Despite claims of an absent mandate, South African cities have multiple policy tools at their disposal to respond to food insecurity. Spatial planning approaches can be made more food sensitive, and acknowledging the key food security role played by the informal sector is essential.
Existing municipal fresh produce markets play an indispensable role in facilitating access to affordable healthy food. The Constitution also affords significant opportunities, and associated obligations, specifically Schedules 4 and 5. The “it is not our mandate” and “speak to provincial government” responses cannot be tolerated given the state of food insecurity. The same applies for arguments that “we have calorific food security at a national level”.
It is at the sites of food insecurity where policy and targeted strategies are required. Given the complex nature of food insecurity and the intersections with physical and social infrastructure, planning and economic activities, food security responses have to be systemic. Responses cannot be confined to time-bound projects.
Avoided at all costs should be calls for local government ministries of food. Food security intersects with multiple municipal competencies. This demands that local government does the hard work of working across silos. This will not be easy. Historical institutional inertia will confound efforts to shift. Accessing dwindling national government fiscal funding will be as challenging.
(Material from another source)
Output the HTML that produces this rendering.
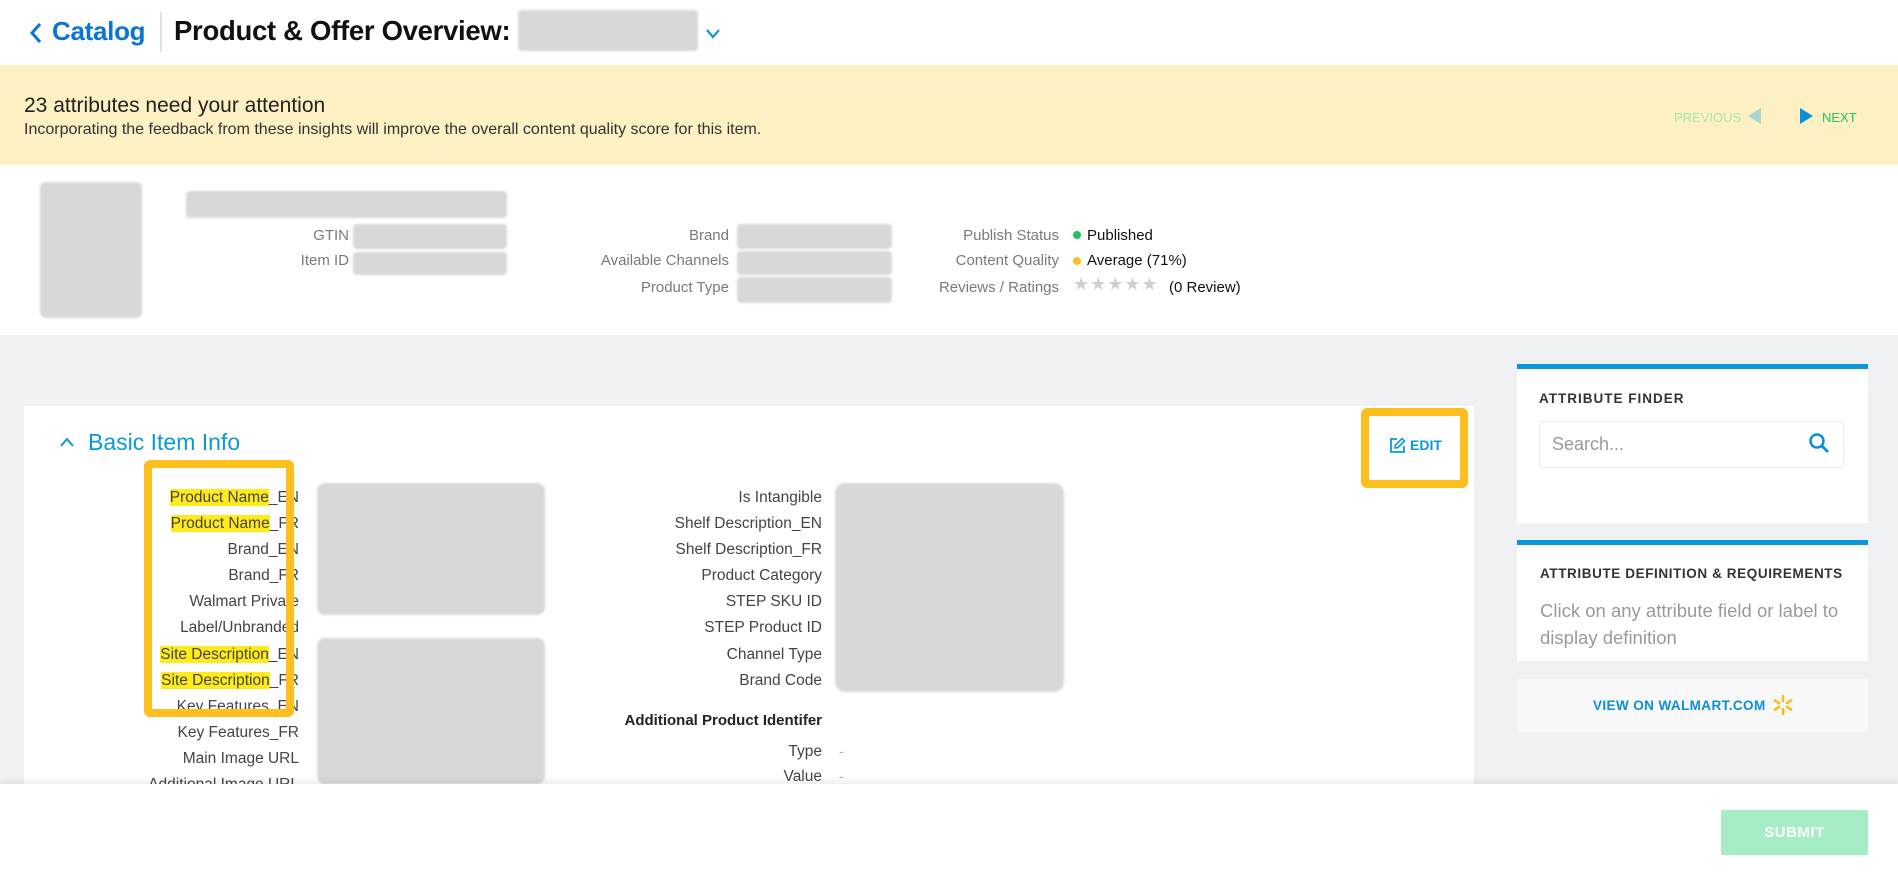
<!DOCTYPE html>
<html><head><meta charset="utf-8"><style>
*{margin:0;padding:0;box-sizing:border-box}
body{width:1898px;height:873px;overflow:hidden;position:relative;background:#f0f1f3;font-family:"Liberation Sans",sans-serif;color:#333}
.a{position:absolute;white-space:nowrap}
.blur{position:absolute;background:#d8d8d8;border-radius:4px;filter:blur(1px)}
.lbl{position:absolute;text-align:right;font-size:15px;color:#7a7a7a;line-height:18px}
.hl{background:#ffeb1a}
</style></head><body>
<!-- header -->
<div class="a" style="left:0;top:0;width:1898px;height:65px;background:#fff"></div>
<svg class="a" style="left:29px;top:22px" width="14" height="22" viewBox="0 0 14 22"><path d="M11 2 L3 11 L11 20" stroke="#0b74d4" stroke-width="3" fill="none"/></svg>
<div class="a" style="left:52px;top:16px;font-size:26px;color:#0b74d4;font-weight:bold;letter-spacing:-0.3px">Catalog</div>
<div class="a" style="left:160px;top:12px;width:2px;height:40px;background:#e2e2e2"></div>
<div class="a" style="left:174px;top:15px;font-size:27.5px;font-weight:bold;color:#111;letter-spacing:-0.3px">Product &amp; Offer Overview:</div>
<div class="blur" style="left:518px;top:10px;width:180px;height:41px"></div>
<svg class="a" style="left:705px;top:28px" width="16" height="12" viewBox="0 0 16 12"><path d="M2 2 L8 9 L14 2" stroke="#0b9ad9" stroke-width="2.2" fill="none"/></svg>
<!-- banner -->
<div class="a" style="left:0;top:65px;width:1898px;height:100px;background:#fdf0c3"></div>
<div class="a" style="left:24px;top:94px;font-size:21px;color:#222">23 attributes need your attention</div>
<div class="a" style="left:24px;top:121px;font-size:16px;color:#333">Incorporating the feedback from these insights will improve the overall content quality score for this item.</div>
<div class="a" style="left:1674px;top:110px;font-size:13px;color:#a9e5b4">PREVIOUS</div>
<svg class="a" style="left:1746px;top:107px" width="16" height="18"><path d="M15 1 L2 9 L15 17Z" fill="#a7d6d5"/></svg>
<svg class="a" style="left:1799px;top:107px" width="16" height="18"><path d="M1 1 L14 9 L1 17Z" fill="#0b8fd6"/></svg>
<div class="a" style="left:1822px;top:110px;font-size:13px;color:#22c55e">NEXT</div>
<!-- product info -->
<div class="a" style="left:0;top:165px;width:1898px;height:170px;background:#fff"></div>
<div class="blur" style="left:40px;top:182px;width:102px;height:136px;border-radius:6px"></div>
<div class="blur" style="left:186px;top:191px;width:321px;height:27px"></div>
<div class="lbl" style="left:200px;width:149px;top:227px">GTIN</div>
<div class="lbl" style="left:200px;width:149px;top:252px">Item ID</div>
<div class="blur" style="left:353px;top:224px;width:154px;height:25px"></div>
<div class="blur" style="left:353px;top:252px;width:154px;height:23px"></div>
<div class="lbl" style="left:529px;width:200px;top:227px">Brand</div>
<div class="lbl" style="left:529px;width:200px;top:252px">Available Channels</div>
<div class="lbl" style="left:529px;width:200px;top:279px">Product Type</div>
<div class="blur" style="left:737px;top:224px;width:155px;height:25px"></div>
<div class="blur" style="left:737px;top:251px;width:155px;height:24px"></div>
<div class="blur" style="left:737px;top:277px;width:155px;height:26px"></div>
<div class="lbl" style="left:859px;width:200px;top:227px">Publish Status</div>
<div class="lbl" style="left:859px;width:200px;top:252px">Content Quality</div>
<div class="lbl" style="left:859px;width:200px;top:279px">Reviews / Ratings</div>
<div class="a" style="left:1073px;top:231px;width:8px;height:8px;border-radius:50%;background:#21c35b"></div>
<div class="a" style="left:1087px;top:227px;font-size:15px;color:#111">Published</div>
<div class="a" style="left:1073px;top:257px;width:8px;height:8px;border-radius:50%;background:#fbbd21"></div>
<div class="a" style="left:1087px;top:252px;font-size:15px;color:#111">Average (71%)</div>
<div class="a" style="left:1073px;top:274px;font-size:18px;color:#cfcfcf;letter-spacing:1px">★★★★★</div>
<div class="a" style="left:1169px;top:279px;font-size:15px;color:#111">(0 Review)</div>
<!-- main card -->
<div class="a" style="left:24px;top:406px;width:1450px;height:400px;background:#fff"></div>
<svg class="a" style="left:59px;top:436px" width="16" height="12"><path d="M2 10 L8 3 L14 10" stroke="#0b9ad9" stroke-width="2" fill="none"/></svg>
<div class="a" style="left:88px;top:429px;font-size:23px;color:#0b9ad9">Basic Item Info</div>
<div class="lbl" style="left:60px;width:239px;top:485px;color:#444;font-size:15.5px;line-height:26.1px">
<span class="hl">Product Name</span>_EN<br><span class="hl">Product Name</span>_FR<br>Brand_EN<br>Brand_FR<br>Walmart Private<br>Label/Unbranded<br><span class="hl">Site Description</span>_EN<br><span class="hl">Site Description</span>_FR<br>Key Features_EN<br>Key Features_FR<br>Main Image URL<br>Additional Image URL</div>
<div class="a" style="left:144px;top:460px;width:150px;height:257px;border:8px solid #fdbf1e;border-radius:6px"></div>
<div class="blur" style="left:317px;top:483px;width:228px;height:132px;border-radius:8px"></div>
<div class="blur" style="left:317px;top:638px;width:228px;height:146px;border-radius:8px"></div>
<div class="lbl" style="left:560px;width:262px;top:485px;color:#444;font-size:15.5px;line-height:26.1px">Is Intangible<br>Shelf Description_EN<br>Shelf Description_FR<br>Product Category<br>STEP SKU ID<br>STEP Product ID<br>Channel Type<br>Brand Code</div>
<div class="blur" style="left:835px;top:483px;width:229px;height:209px;border-radius:10px"></div>
<div class="a" style="left:560px;width:262px;top:712px;text-align:right;font-size:15px;font-weight:bold;color:#222">Additional Product Identifer</div>
<div class="lbl" style="left:560px;width:262px;top:739px;color:#444;font-size:15.5px;line-height:25px">Type<br>Value</div>
<div class="a" style="left:839px;top:739px;font-size:14px;color:#aaa;line-height:25px">-<br>-</div>
<div class="a" style="left:1361px;top:408px;width:107px;height:80px;border:8px solid #fdbf1e;border-radius:6px"></div>
<svg class="a" style="left:1389px;top:437px" width="17" height="17" viewBox="0 0 17 17"><path d="M8 2 H2 V15 H15 V9" stroke="#0b9ad9" stroke-width="1.8" fill="none"/><path d="M6 11 L6.5 8 L13 1.5 L15.5 4 L9 10.5Z" stroke="#0b9ad9" stroke-width="1.6" fill="none"/></svg>
<div class="a" style="left:1410px;top:437px;font-size:14px;font-weight:bold;color:#0b9ad9">EDIT</div>
<!-- sidebar -->
<div class="a" style="left:1517px;top:364px;width:351px;height:159px;background:#fff;border-top:5px solid #0a98dc"></div>
<div class="a" style="left:1539px;top:391px;font-size:13.5px;font-weight:bold;color:#333;letter-spacing:1px">ATTRIBUTE FINDER</div>
<div class="a" style="left:1539px;top:421px;width:305px;height:47px;border:1.5px solid #ececec;background:#fff"></div>
<div class="a" style="left:1552px;top:434px;font-size:18px;color:#999">Search...</div>
<svg class="a" style="left:1808px;top:432px" width="22" height="22" viewBox="0 0 22 22"><circle cx="9" cy="9" r="6.5" stroke="#0b8fd6" stroke-width="2.5" fill="none"/><path d="M14 14 L20 20" stroke="#0b8fd6" stroke-width="2.8"/></svg>
<div class="a" style="left:1517px;top:540px;width:351px;height:121px;background:#fff;border-top:5px solid #0a98dc"></div>
<div class="a" style="left:1540px;top:566px;font-size:13.5px;font-weight:bold;color:#333;letter-spacing:0.6px">ATTRIBUTE DEFINITION &amp; REQUIREMENTS</div>
<div class="a" style="left:1540px;top:597px;font-size:18.5px;color:#9a9a9a;line-height:27px">Click on any attribute field or label to<br>display definition</div>
<div class="a" style="left:1517px;top:679px;width:351px;height:53px;background:#f8f8f9"></div>
<div class="a" style="left:1593px;top:698px;font-size:13.5px;font-weight:bold;color:#0b8fd6;letter-spacing:0.4px">VIEW ON WALMART.COM</div>
<svg class="a" style="left:1772px;top:694px" width="22" height="22" viewBox="0 0 22 22"><g stroke="#fdbb18" stroke-width="2.6" stroke-linecap="round"><path d="M11 2V7"/><path d="M11 15V20"/><path d="M3 6.5L7 9"/><path d="M19 6.5L15 9"/><path d="M3 15.5L7 13"/><path d="M19 15.5L15 13"/></g></svg>
<!-- footer -->
<div class="a" style="left:0;top:784px;width:1898px;height:89px;background:#fff;box-shadow:0 -3px 6px rgba(0,0,0,0.08)"></div>
<div class="a" style="left:1721px;top:810px;width:147px;height:45px;background:#a6ecc4;border-radius:2px;color:#fff;font-weight:bold;font-size:15px;text-align:center;line-height:45px;letter-spacing:0.5px">SUBMIT</div>
</body></html>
This is however urgent.
The future of any young child conceived today in one of the under-serviced areas of a South African city demands that we act, and act with urgency and initiative seldom seen in our governance structures.
Equally, society can no longer sit back and blame the government. What type of society tolerates such food insecurity, such slow violence? If we don’t act, and act collectively, that child through no fault of their own will see their development prospects significantly curtailed.
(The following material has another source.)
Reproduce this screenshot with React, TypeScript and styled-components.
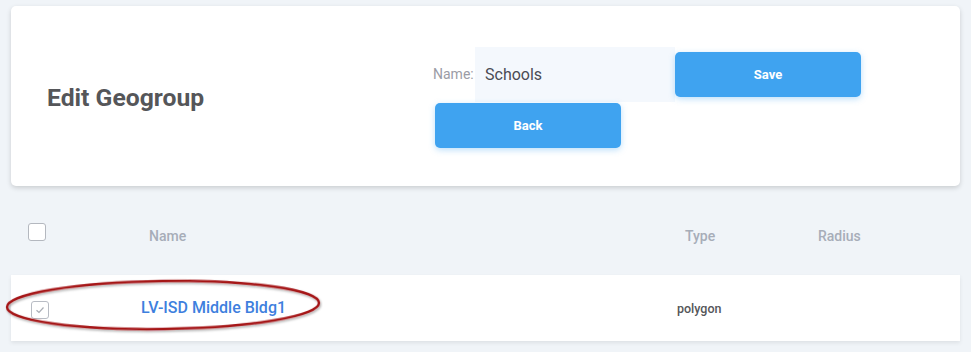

Norman Bel Geddes argued in his 1932 book Horizons, “at the moment, we still are thinking too much in grooves. We are too much inclined to believe things have long been done in a certain way, that that is the best way to do them. Following old grooves of thought is one method of playing safe. But it deprives one of initiative” (accents per the original).
In the South African case, staying in the groove not only deprives us of initiative, it deprives us of our ability to collectively thrive as a society. This is slow violence in the extreme, this is unjust. Urgent changes in our approaches to food and food security policy are required.